It’s difficult to make it as a biotech company, I would say stem cell biotechs in general may have an even rougher time, and one such company, Intellicell (Intellicell Biosciences, Inc), is showing a number of signs of distress in my opinion.
An online financial tool predicts the probability of companies going bankrupt within the next 24 months. For Intellicell it estimates a greater than 96% chance of bankruptcy. By comparison another stem cell biotech, Stem Cells Inc., has a less than 1% change of going bankrupt.
How accurate are such tools?
I don’t know, but in a general sense perhaps they can point to concerns about instability.
What’s up with Intellicell these days?
By way of background, in March of 2012 Intellicell received a warning letter from the FDA.
The letter, addressed to Intellicell CEO Dr. Steven Victor, indicated many concerns including more than minimal manipulation of the company’s stem cell product.
I’m not aware of any info indicating that Intellicell has resolved its issues with the FDA. (Intellicell, please fill us in on the status of this situation please!) Note that I have made several attempts to contact Intellicell for comment on their situation before posting this, but have not received any reply.
Intellicell has made a number of filings of events with the SEC recently including one about a week ago detailing (A) departure of an important leader, John Pavia (Senior VP) and (B) a possible eviction notice.
Further, a search of the New York State Supreme Court Records found 5 current or recent cases in which Intellicell is a defendant.
The plaintiffs include CRAGMOONT CAPITAL LLC, MARC J GOLDSTEIN LITIGATION &, EINWOHNER ETHAN, SHERB & CO LLP, and JKT CONSTRUCTION INC. They are asserting that Intellicell owes them money.
Defendants in the cases include Intellicell, Dr. Victor, Angela Metelitsa (apparently Vice President of business administration at Intellicell), and Anna Rhodes Victor (Dr. Victor’s wife).
What does the future hold?
Of course in any legal case the defendants, for example Intellicell, Dr.
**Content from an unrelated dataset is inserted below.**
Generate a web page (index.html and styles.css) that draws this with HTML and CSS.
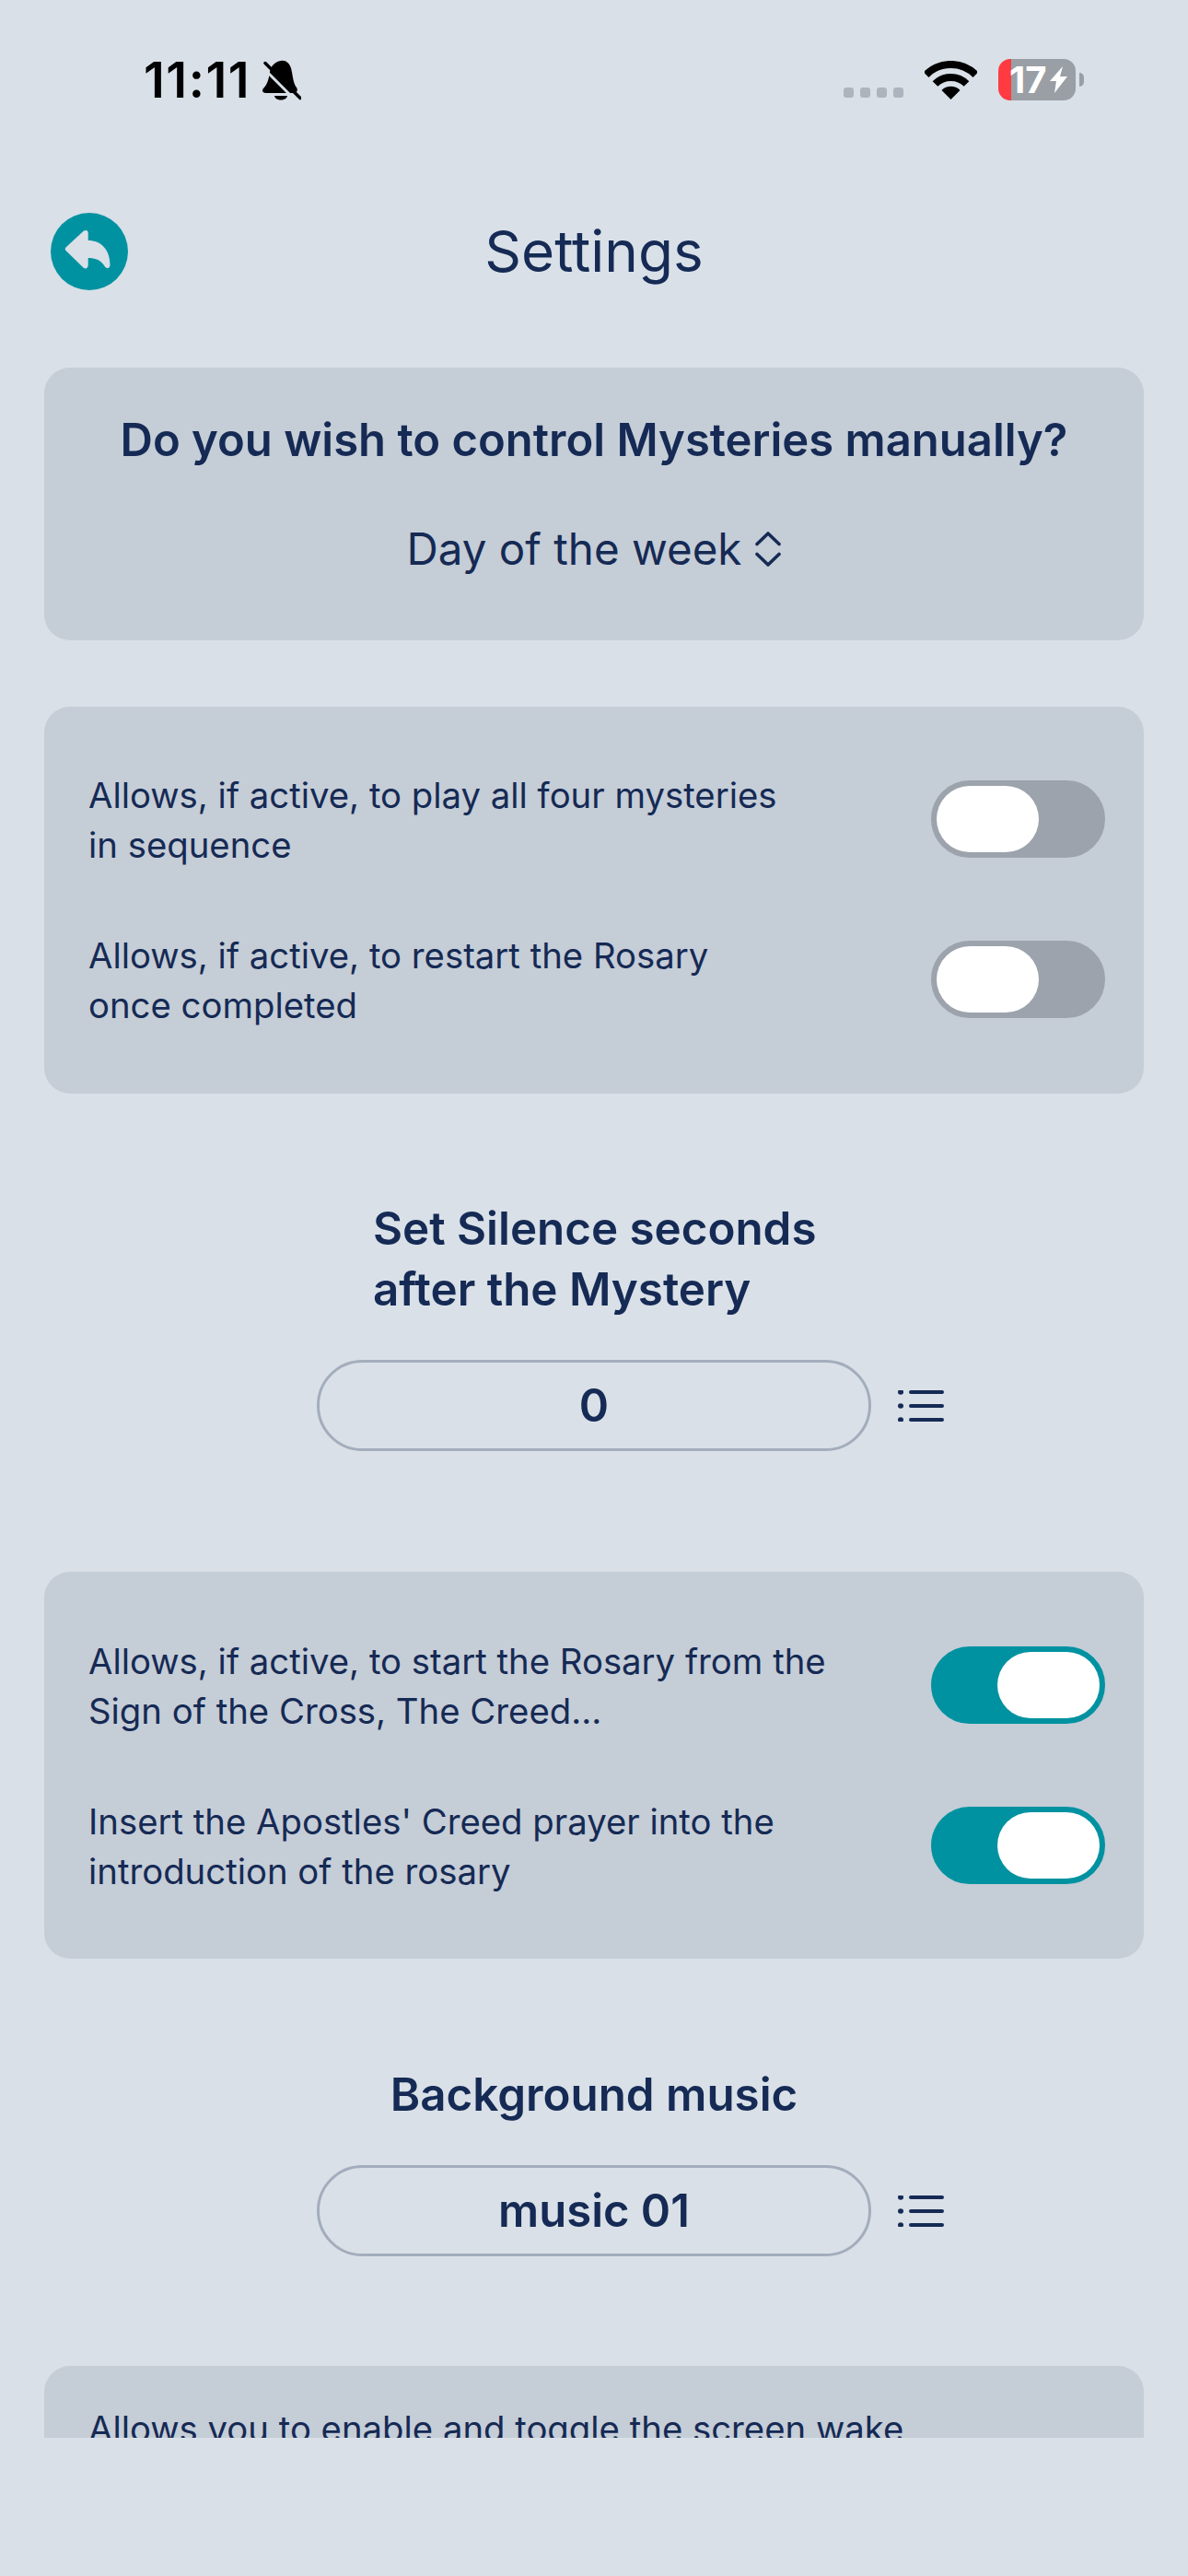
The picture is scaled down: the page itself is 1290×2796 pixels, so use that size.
FILE: index.html
```html
<!DOCTYPE html>
<html lang="en">
<head>
<meta charset="utf-8">
<title>Settings</title>
<link rel="stylesheet" href="styles.css">
</head>
<body>
<div class="status">
  <span class="time">11:11</span>
  <svg class="bell" viewBox="0 0 42 44" width="42" height="44">
    <path d="M20 1C25 0 29 3 31 9C33 16 33 25 37 30C39 33 37 36 34 36H4C0 36-1 33 1 31C6 26 7 19 8 13C9 7 13 2 20 1Z" fill="#000"/>
    <path d="M13 39H27C26 45 14 45 13 39Z" fill="#000"/>
    <line x1="-1" y1="7" x2="36" y2="44" stroke="#d9e0e7" stroke-width="3"/>
    <line x1="3" y1="3.500" x2="41" y2="41.500" stroke="#000" stroke-width="3.500" stroke-linecap="round"/>
  </svg>
  <span class="spacer"></span>
  <span class="dots"><i></i><i></i><i></i><i></i></span>
  <svg class="wifi" viewBox="0 0 57 42" width="57" height="42">
    <path d="M1.600 15.100A38 38 0 0 1 55.400 15.100" fill="none" stroke="#000" stroke-width="8"/>
    <path d="M11.500 25A24 24 0 0 1 45.500 25" fill="none" stroke="#000" stroke-width="8"/>
    <path d="M28.500 42L18.500 32A14 14 0 0 1 38.500 32Z" fill="#000"/>
  </svg>
  <span class="battery">
    <span class="batt-num">17</span>
    <svg class="bolt" viewBox="0 0 19 29" width="19" height="29"><path d="M14 0L0 16H7L5 29L19 11H11Z" fill="#fff"/></svg>
  </span>
  <span class="batt-cap"></span>
</div>

<div class="screen">
  <header class="header">
    <svg class="back" viewBox="0 0 84 84" width="84" height="84">
      <circle cx="42" cy="42" r="42" fill="#0092a1"/>
      <path d="M16.500 37.500L36 19.500Q40.500 17.500 40.700 22V30C55 30 64.500 40 64.500 57Q64 60.500 61 60Q59.500 60 58 57C54 51 48 49 40.700 49V57Q40 61.500 36 60L16.500 41Q15 39.200 16.500 37.500Z" fill="#d9e0e7"/>
    </svg>
    <h1 class="title">Settings</h1>
  </header>

  <section class="card card-mode">
    <h2 class="mode-q">Do you wish to control Mysteries manually?</h2>
    <div class="picker">
      <span>Day of the week</span>
      <svg class="chev" viewBox="0 0 28 38" width="28" height="38">
        <path d="M2 13.500L14 2L26 13.500M2 24.500L14 36L26 24.500" fill="none" stroke="#152a54" stroke-width="3.600" stroke-linecap="round" stroke-linejoin="round"/>
      </svg>
    </div>
  </section>

  <section class="card card-rows">
    <div class="row">
      <p class="row-text">Allows, if active, to play all four mysteries<br>in sequence</p>
      <div class="toggle"><span class="knob"></span></div>
    </div>
    <div class="row">
      <p class="row-text">Allows, if active, to restart the Rosary<br>once completed</p>
      <div class="toggle"><span class="knob"></span></div>
    </div>
  </section>

  <h3 class="sec-title sec-silence">Set Silence seconds<br>after the Mystery</h3>
  <div class="select-row">
    <div class="pill">0</div>
    <svg class="list" viewBox="0 0 50 34" width="50" height="34">
      <path d="M14 2H48M14 17H48M14 32H48" fill="none" stroke="#152a54" stroke-width="4" stroke-linecap="round"/>
      <ellipse cx="3" cy="2" rx="3" ry="2.800" fill="#152a54"/>
      <ellipse cx="3" cy="17" rx="3" ry="2.800" fill="#152a54"/>
      <ellipse cx="3" cy="32" rx="3" ry="2.800" fill="#152a54"/>
    </svg>
  </div>

  <section class="card card-rows card-after">
    <div class="row">
      <p class="row-text">Allows, if active, to start the Rosary from the<br>Sign of the Cross, The Creed...</p>
      <div class="toggle on"><span class="knob"></span></div>
    </div>
    <div class="row">
      <p class="row-text">Insert the Apostles' Creed prayer into the<br>introduction of the rosary</p>
      <div class="toggle on"><span class="knob"></span></div>
    </div>
  </section>

  <h3 class="sec-title sec-music">Background music</h3>
  <div class="select-row">
    <div class="pill">music 01</div>
    <svg class="list" viewBox="0 0 50 34" width="50" height="34">
      <path d="M14 2H48M14 17H48M14 32H48" fill="none" stroke="#152a54" stroke-width="4" stroke-linecap="round"/>
      <ellipse cx="3" cy="2" rx="3" ry="2.800" fill="#152a54"/>
      <ellipse cx="3" cy="17" rx="3" ry="2.800" fill="#152a54"/>
      <ellipse cx="3" cy="32" rx="3" ry="2.800" fill="#152a54"/>
    </svg>
  </div>

  <section class="card card-last">
    <p class="row-text">Allows you to enable and toggle the screen wake</p>
  </section>
</div>
</body>
</html>
```
FILE: styles.css
```css
* { box-sizing: border-box; }
html, body { margin: 0; padding: 0; }
body {
  width: 1290px;
  height: 2796px;
  overflow: hidden;
  background: #d9e0e7;
  color: #152a54;
  font-family: Inter, "Liberation Sans", sans-serif;
}
.status {
  height: 174px;
  display: flex;
  align-items: center;
  padding: 0 113px 0 156px;
}
.time {
  font-size: 54px;
  font-weight: 600;
  letter-spacing: 1.500px;
  color: #000;
  line-height: 1;
}
.bell { margin-left: 13px; }
.spacer { flex: 1; }
.dots { display: flex; gap: 7px; margin-top: 27px; }
.dots i { width: 11px; height: 11px; border-radius: 3px; background: #aeb4bd; display: block; }
.wifi { margin-left: 23px; margin-top: -1px; }
.battery {
  width: 84px;
  height: 45px;
  margin-left: 23px;
  margin-top: -1px;
  border-radius: 13px;
  background: linear-gradient(90deg, #ff3b41 14px, #9a9fa5 14px);
  display: flex;
  align-items: center;
  padding-left: 12px;
  gap: 3px;
}
.batt-num { font-size: 40px; font-weight: 700; color: #fff; line-height: 1; }
.batt-cap { width: 5px; height: 15px; margin-left: 4px; margin-top: -1px; border-radius: 0 5px 5px 0; background: #9a9fa5; }

.screen {
  height: 2472px;
  overflow: hidden;
  padding: 0 48px;
}
.header {
  height: 198px;
  margin-bottom: 27px;
  display: grid;
  grid-template-columns: 1fr auto 1fr;
  align-items: center;
}
.back { margin-left: 7px; }
.title { margin: 0; font-size: 62px; font-weight: 400; line-height: 1; grid-column: 2; }
.card { background: #c5cdd7; border-radius: 28px; }
.card-mode {
  height: 296px;
  padding-top: 48px;
  text-align: center;
}
.mode-q { margin: 0; font-size: 49px; font-weight: 600; line-height: 62px; }
.picker {
  margin-top: 56px;
  height: 62px;
  font-size: 47.500px;
  font-weight: 400;
  line-height: 62px;
  display: flex;
  justify-content: center;
  align-items: center;
  gap: 15px;
}
.card-rows {
  margin-top: 72px;
  height: 420px;
  padding: 68px 42px 70px 48px;
  display: flex;
  flex-direction: column;
  gap: 66px;
}
.row {
  display: flex;
  justify-content: space-between;
  align-items: center;
  height: 108px;
}
.row-text { margin: 2px 0 0; font-size: 38.300px; line-height: 54px; font-weight: 400; }
.toggle {
  width: 189px;
  height: 84px;
  border-radius: 42px;
  border: 6px solid #9ca3ac;
  background: #9ca3ac;
  display: flex;
}
.toggle.on { border-color: #0092a1; background: #0092a1; justify-content: flex-end; }
.knob { width: 111px; height: 72px; border-radius: 36px; background: #fff; display: block; }
.sec-title { margin: 0; font-size: 49.300px; font-weight: 600; line-height: 66px; }
.sec-silence { margin-top: 113px; margin-left: 357px; }
.sec-music { margin-top: 114px; text-align: center; }
.select-row {
  margin-top: 44px;
  display: grid;
  grid-template-columns: 1fr 602px 1fr;
  column-gap: 29px;
  align-items: center;
}
.pill {
  grid-column: 2;
  height: 99px;
  border: 3px solid #a3adbc;
  border-radius: 50px;
  font-size: 49px;
  font-weight: 600;
  display: flex;
  align-items: center;
  justify-content: center;
}
.card-after { margin-top: 131px; padding-top: 69px; padding-bottom: 69px; }
.card-last {
  margin-top: 119px;
  height: 300px;
  padding: 39px 48px;
}
```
Victor, and others here, are innocent unless proven otherwise. In addition, another reason not to count him (or Intellicell) out by any means is that Victor has persisted despite past lawsuits. For instance, New York Magazine did a feature on lawsuits against Victor way back in 2008 (see pic above from that piece).
Let’s see how the company navigates these waters in the coming months. I think there will be lessons for the stem cell field no matter how it goes.
Disclaimer: this post is not intended as financial advice.